begin Task input
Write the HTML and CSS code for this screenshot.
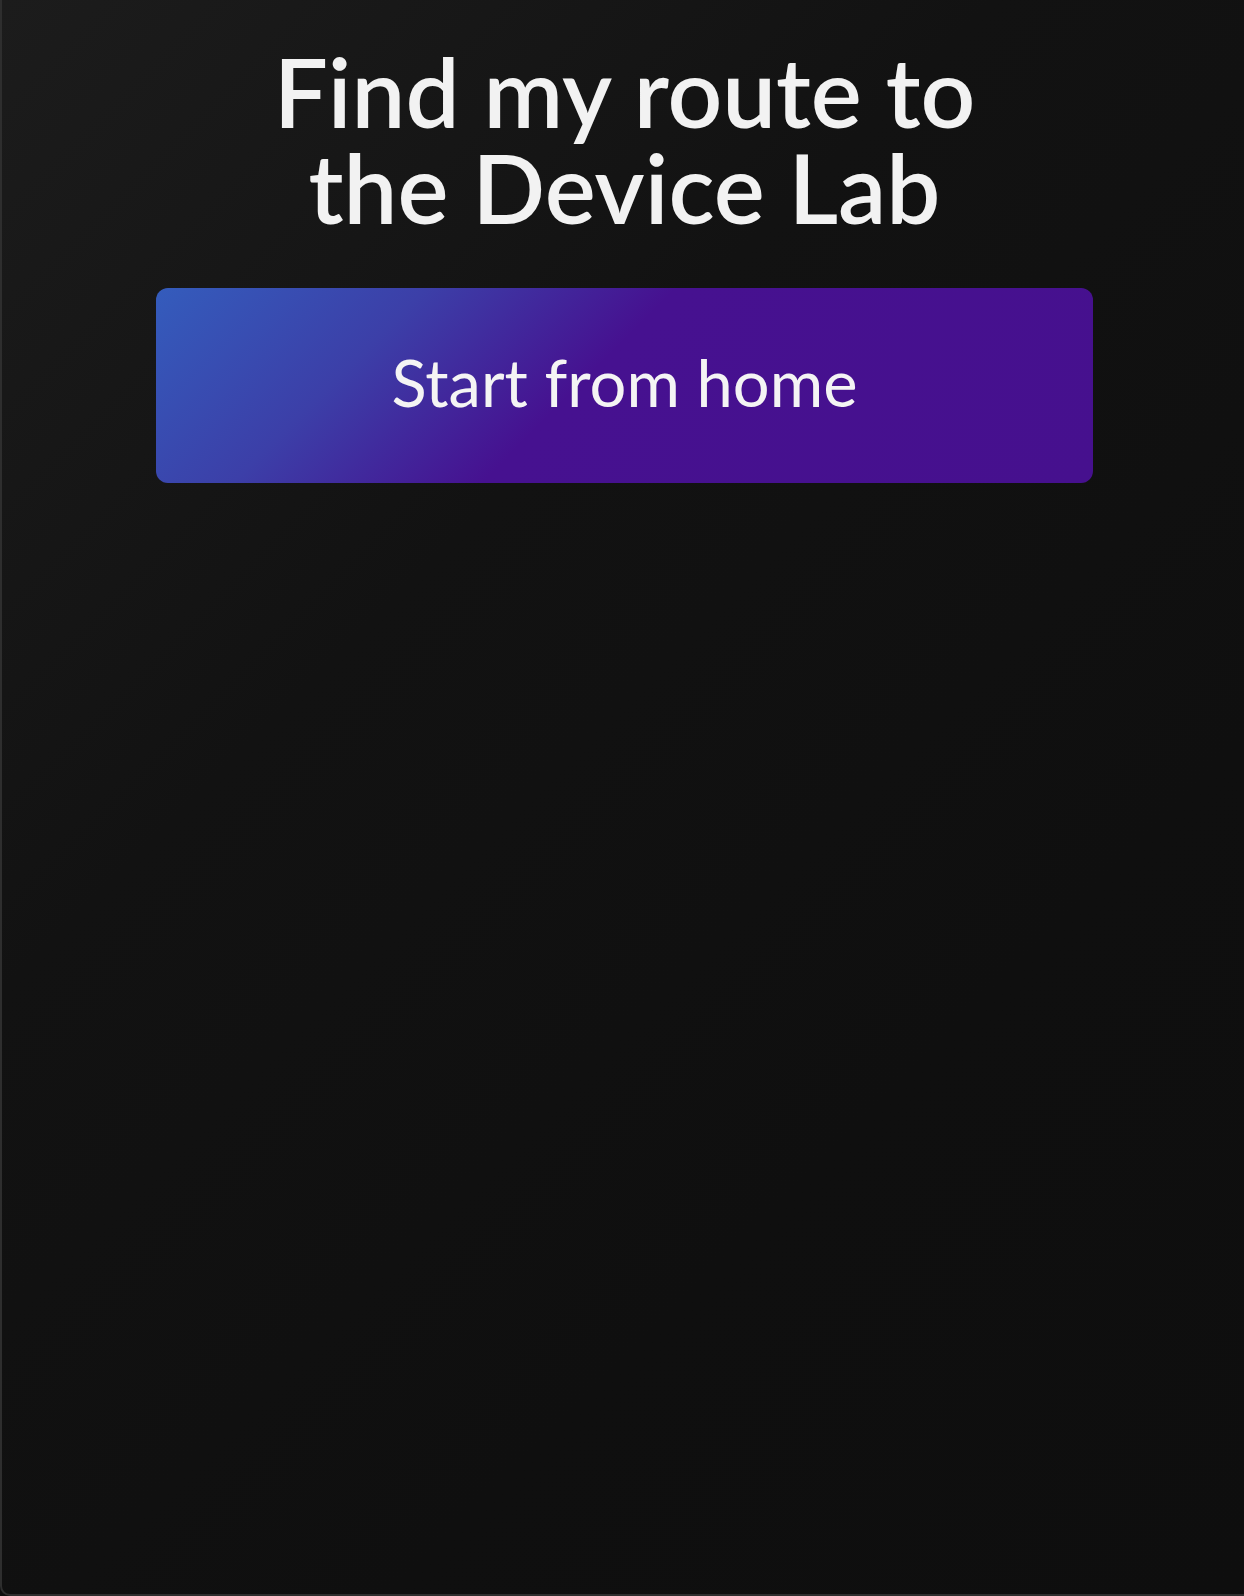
FILE: index.html
```html
<!DOCTYPE html>
<html lang="en">
<head>
<meta charset="utf-8">
<title>Find my route</title>
<link rel="stylesheet" href="styles.css">
</head>
<body>
<main class="screen">
  <h1 class="title">Find my route to<br>the Device Lab</h1>
  <button class="start-btn" type="button">Start from home</button>
</main>
</body>
</html>
```

FILE: styles.css
```css
html, body {
  margin: 0;
  padding: 0;
  background: #0e0e0e;
}

.screen {
  box-sizing: border-box;
  min-height: 1596px;
  padding: 0 0 0 3px;
  border-left: 2px solid #2e2e2e;
  border-bottom: 2px solid #2e2e2e;
  border-bottom-left-radius: 10px;
  background: linear-gradient(135deg, #1c1c1c 0%, #121212 35%, #0f0f0f 70%, #0e0e0e 100%);
  display: flex;
  flex-direction: column;
  align-items: center;
  font-family: "Lato", "Noto Sans", sans-serif;
  color: #f2f2f2;
}

.title {
  margin: 43px 0 0;
  font-size: 96px;
  line-height: 96px;
  font-weight: 600;
  text-align: center;
  letter-spacing: 0;
}

.start-btn {
  margin-top: 53px;
  width: 937px;
  height: 195px;
  border: none;
  border-radius: 12px;
  background: linear-gradient(135deg, #345cbc 0%, #3c3fa8 24%, #461190 46%, #46108e 100%);
  color: #f4f4f4;
  font-family: "Lato", "Noto Sans", sans-serif;
  font-size: 65px;
  font-weight: 400;
  display: flex;
  align-items: center;
  justify-content: center;
  padding: 0 0 8px 0;
}
```
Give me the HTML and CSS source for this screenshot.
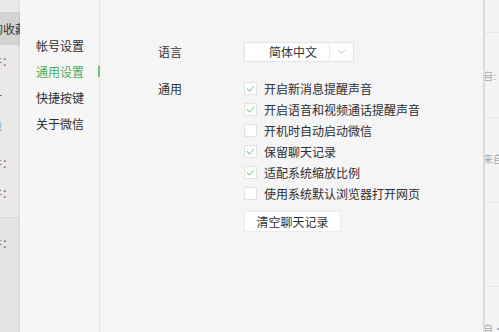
FILE: index.html
```html
<!DOCTYPE html>
<html lang="zh-CN">
<head>
<meta charset="utf-8">
<title>设置</title>
<link rel="stylesheet" href="styles.css">
</head>
<body>
<div class="screen">
  <aside class="bg-left">
    <div class="bl-top"></div>
    <div class="bl-fav">的收藏</div>
    <div class="bl-frag f1">件：</div>
    <div class="bl-frag f2">一</div>
    <div class="bl-frag f3 blue">量</div>
    <div class="bl-frag f4">件：</div>
    <div class="bl-frag f5">件：</div>
    <div class="bl-lower">
      <div class="bl-frag f6">件：</div>
    </div>
  </aside>

  <div class="dialog">
    <nav class="nav">
      <div class="nav-item">帐号设置</div>
      <div class="nav-item active">通用设置</div>
      <div class="nav-item">快捷按键</div>
      <div class="nav-item">关于微信</div>
    </nav>

    <main class="content">
      <div class="row lang-row">
        <div class="label">语言</div>
        <div class="select">
          <span class="select-value">简体中文</span>
          <span class="select-arrow">
            <svg width="9" height="6" viewBox="0 0 9 6"><polyline points="1,1 4.5,4.5 8,1" fill="none" stroke="#c4c4c4" stroke-width="1"/></svg>
          </span>
        </div>
      </div>

      <div class="row general-row">
        <div class="label gen-label">通用</div>
        <div class="options">
          <div class="option"><span class="box checked"><svg width="11" height="11" viewBox="0 0 11 11"><polyline points="2,5.5 4.5,8 9,3" fill="none" stroke="#8ccf95" stroke-width="1.1"/></svg></span><span>开启新消息提醒声音</span></div>
          <div class="option"><span class="box checked"><svg width="11" height="11" viewBox="0 0 11 11"><polyline points="2,5.5 4.5,8 9,3" fill="none" stroke="#8ccf95" stroke-width="1.1"/></svg></span><span>开启语音和视频通话提醒声音</span></div>
          <div class="option"><span class="box"></span><span>开机时自动启动微信</span></div>
          <div class="option"><span class="box checked"><svg width="11" height="11" viewBox="0 0 11 11"><polyline points="2,5.5 4.5,8 9,3" fill="none" stroke="#8ccf95" stroke-width="1.1"/></svg></span><span>保留聊天记录</span></div>
          <div class="option"><span class="box checked"><svg width="11" height="11" viewBox="0 0 11 11"><polyline points="2,5.5 4.5,8 9,3" fill="none" stroke="#8ccf95" stroke-width="1.1"/></svg></span><span>适配系统缩放比例</span></div>
          <div class="option"><span class="box"></span><span>使用系统默认浏览器打开网页</span></div>
          <button class="btn">清空聊天记录</button>
        </div>
      </div>
    </main>
  </div>

  <aside class="bg-right">
    <div class="br-cell c1"></div>
    <div class="br-cell c2"><span class="br-text">自:</span></div>
    <div class="br-cell c3"><span class="br-text">来自</span></div>
    <div class="br-cell c4"></div>
    <div class="br-cell c5"><span class="br-text">自·</span></div>
  </aside>
</div>
</body>
</html>
```

FILE: styles.css
```css
* { box-sizing: border-box; }
html, body {
  margin: 0;
  padding: 0;
  width: 499px;
  height: 332px;
  overflow: hidden;
  font-family: "Noto Sans CJK SC", "Noto Sans", sans-serif;
  font-size: 12px;
  color: #333;
}
.screen {
  display: flex;
  width: 499px;
  height: 332px;
}

/* background app on the left */
.bg-left {
  width: 20px;
  flex: none;
  background: #ebe9e7;
  overflow: hidden;
  display: flex;
  flex-direction: column;
}
.bl-top { height: 12px; }
.bl-fav {
  height: 33px;
  background: #d4d3d2;
  line-height: 33px;
  white-space: nowrap;
  text-indent: -9px;
  color: #333;
  font-size: 12px;
}
.bl-frag {
  white-space: nowrap;
  text-indent: -9px;
  color: #666;
  font-size: 11px;
  height: 16px;
  line-height: 16px;
}
.f1 { margin-top: 8px; }
.f2 { margin-top: 18px; }
.f3 { margin-top: 14px; }
.f4 { margin-top: 22px; }
.f5 { margin-top: 14px; }
.blue { color: #5a7fb0; }
.bl-lower {
  margin-top: 16px;
  flex: 1;
  background: #e5e4e4;
  border-top: 1px solid #d9d8d8;
}
.f6 { margin-top: 17px; }

/* dialog */
.dialog {
  width: 463px;
  flex: none;
  display: flex;
  background: #f5f5f5;
  box-shadow: -1px 0 2px rgba(0,0,0,0.08);
}
.nav {
  width: 80px;
  flex: none;
  border-right: 1px solid #e4e4e4;
  padding-top: 33px;
  background: #f6f6f6;
}
.nav-item {
  position: relative;
  height: 26px;
  line-height: 26px;
  padding-left: 16px;
  font-size: 12px;
  color: #2e2e2e;
}
.nav-item.active { color: #4eae5a; }
.nav-item.active::after {
  content: "";
  position: absolute;
  right: -1px;
  top: 7px;
  width: 2px;
  height: 11px;
  background: #6cc47a;
}

.content {
  flex: 1;
  padding-top: 42px;
  padding-left: 56px;
}
.row {
  display: grid;
  grid-template-columns: 88px auto;
}
.label {
  font-size: 12px;
  color: #333;
  line-height: 20px;
  padding-left: 2px;
}
.select {
  width: 110px;
  height: 20px;
  background: #fff;
  border: 1px solid #e4e4e4;
  display: flex;
}
.select-value {
  width: 85px;
  border-right: 1px solid #e8e8e8;
  line-height: 18px;
  padding-left: 24px;
  font-size: 12px;
}
.select-arrow {
  flex: 1;
  display: flex;
  align-items: center;
  justify-content: center;
}

.general-row { margin-top: 16px; }
.gen-label { line-height: 21px; }
.options { display: flex; flex-direction: column; align-items: flex-start; }
.option {
  height: 21px;
  display: flex;
  align-items: center;
  gap: 7px;
  font-size: 12px;
  color: #2e2e2e;
  white-space: nowrap;
}
.box {
  width: 13px;
  height: 13px;
  background: #fff;
  border: 1px solid #e2e2e2;
  display: flex;
  align-items: center;
  justify-content: center;
  flex: none;
}
.btn {
  margin-top: 7px;
  width: 97px;
  height: 21px;
  background: #fff;
  border: 1px solid #ececec;
  font-family: inherit;
  font-size: 12px;
  color: #333;
  padding: 0;
  line-height: 19px;
}

/* background app on the right */
.bg-right {
  flex: 1;
  background: #f4f4f4;
  border-left: 2px solid #dcdcdc;
  overflow: hidden;
  display: flex;
  flex-direction: column;
}
.br-cell {
  border-bottom: 1px solid #e6e6e6;
  flex: none;
  position: relative;
}
.c1 { height: 33px; }
.c2 { height: 85px; padding-top: 37px; }
.c3 { height: 85px; padding-top: 35px; }
.c4 { height: 84px; }
.c5 { flex: 1; border-bottom: none; padding-top: 36px; }
.br-text {
  display: block;
  margin-left: -2px;
  font-size: 10px;
  line-height: 12px;
  color: #a8a8a8;
  white-space: nowrap;
}
```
end Task input
▸ Task details: Scan the entries above. Copy each line that has the string "screenshot".

▸ Worked answer:
Write the HTML and CSS code for this screenshot.
Give me the HTML and CSS source for this screenshot.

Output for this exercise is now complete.